◆ **WORK TO BE COMPLETED**
Reproduce the listing below exactly, beginning with its first line and ending with the line that holds "null; child?: boolean;"; pictures are not part of the copy.

◆ **DATASET CONTENT**
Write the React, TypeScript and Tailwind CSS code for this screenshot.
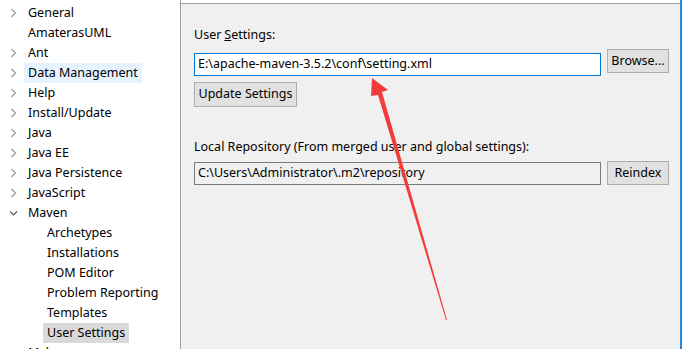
import React from "react";

const font = { fontFamily: '"Noto Sans", "Open Sans", sans-serif' };

function ChevRight() {
  return (
    <svg width="24" height="20" viewBox="0 0 24 20" className="shrink-0">
      <path d="M11.5 6 L15.5 10 L11.5 14" fill="none" stroke="#9a9a9a" strokeWidth="1.2" />
    </svg>
  );
}
function ChevDown() {
  return (
    <svg width="24" height="20" viewBox="0 0 24 20" className="shrink-0">
      <path d="M10 8.5 L13.5 12 L17 8.5" fill="none" stroke="#555" strokeWidth="1.2" />
    </svg>
  );
}

type Item = { label: string; chev?: "r" | "d" | null; child?: boolean; sel?: "blue" | "gray" };

const items: Item[] = [
  { label: "General", chev: "r" },
  { label: "AmaterasUML", chev: null },
  { label: "Ant", chev: "r" },
  { label: "Data Management", chev: "r", sel: "blue" },
  { label: "Help", chev: "r" },
  { label: "Install/Update", chev: "r" },
  { label: "Java", chev: "r" },
  { label: "Java EE", chev: "r" },
  { label: "Java Persistence", chev: "r" },
  { label: "JavaScript", chev: "r" },
  { label: "Maven", chev: "d" },
  { label: "Archetypes", child: true },
  { label: "Installations", child: true },
  { label: "POM Editor", child: true },
  { label: "Problem Reporting", child: true },
  { label: "Templates", child: true },
  { label: "User Settings", child: true, sel: "gray" },
  { label: "Mylyn", chev: "r" },
];

export default function App() {
  return (
    <div
      className="relative w-[682px] h-[349px] overflow-hidden flex bg-white text-[12.5px] text-black"
      style={font}
    >
      {/* Left tree */}
      <div className="w-[181px] shrink-0 border-r border-[#a0a0a0] bg-white pt-[3px]">
        {items.map((it) => (
          <div key={it.label} className="h-5 flex items-center">
            {it.child ? (
              <div className="w-[43px] shrink-0" />
            ) : it.chev === "r" ? (
              <ChevRight />
            ) : it.chev === "d" ? (
              <ChevDown />
            ) : (
              <div className="w-[24px] shrink-0" />
            )}
            <div
              className={
                "h-5 flex items-center px-[4px] leading-none whitespace-nowrap " +
                (it.sel === "blue" ? "bg-[#e5f3ff]" : it.sel === "gray" ? "bg-[#d9d9d9]" : "")
              }
            >
              {it.label}
            </div>
          </div>
        ))}
      </div>

      {/* Right panel */}
      <div className="flex-1 flex flex-col border-r-2 border-[#2a88d8]">
        <div className="h-[3px] bg-white" />
        <div className="flex-1 bg-[#f0f0f0] border-t border-[#a0a0a0] pl-[13px] pr-[10px]">
          <div className="mt-[22px] h-[18px] flex items-center leading-none">
            User <span className="underline ml-[3px]">S</span>ettings:
          </div>
          <div className="mt-[5px] flex items-start gap-[6px]">
            <div className="mt-[4px] w-[407px] h-[23px] bg-white border border-[#0078d7] flex items-center pl-[3px] leading-none whitespace-nowrap">
              E:\apache-maven-3.5.2\conf\setting.xml
            </div>
            <div className="w-[62px] h-[24px] bg-[#e1e1e1] border border-[#adadad] flex items-center justify-center leading-none">
              Browse...
            </div>
          </div>
          <div className="mt-[6px] w-[103px] h-[25px] bg-[#e1e1e1] border border-[#adadad] flex items-center justify-center leading-none">
            Update Settings
          </div>
          <div className="mt-[31px] h-[18px] flex items-center leading-none whitespace-nowrap">
            Local Repository (From merged user and global settings):
          </div>
          <div className="mt-[5px] flex items-start gap-[6px]">
            <div className="mt-[1px] w-[407px] h-[23px] bg-[#f0f0f0] border border-[#7a7a7a] flex items-center pl-[3px] leading-none whitespace-nowrap">
              C:\Users\Administrator\.m2\repository
            </div>
            <div className="w-[62px] h-[24px] bg-[#e1e1e1] border border-[#adadad] flex items-center justify-center leading-none">
              Reindex
            </div>
          </div>
        </div>
      </div>

      {/* Red arrow annotation */}
      <svg className="absolute left-0 top-0 pointer-events-none" width="682" height="349">
        <polygon
          points="372,78 388,90 382,92 447,320 446,320 378,95 371,96"
          fill="#f23c3c"
        />
      </svg>
    </div>
  );
}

◆ **EXERCISE RESULT**
Write the React, TypeScript and Tailwind CSS code for this screenshot.
import React from "react";

const font = { fontFamily: '"Noto Sans", "Open Sans", sans-serif' };

function ChevRight() {
  return (
    <svg width="24" height="20" viewBox="0 0 24 20" className="shrink-0">
      <path d="M11.5 6 L15.5 10 L11.5 14" fill="none" stroke="#9a9a9a" strokeWidth="1.2" />
    </svg>
  );
}
function ChevDown() {
  return (
    <svg width="24" height="20" viewBox="0 0 24 20" className="shrink-0">
      <path d="M10 8.5 L13.5 12 L17 8.5" fill="none" stroke="#555" strokeWidth="1.2" />
    </svg>
  );
}

type Item = { label: string; chev?: "r" | "d" | null; child?: boolean; sel?: "blue" | "gray" };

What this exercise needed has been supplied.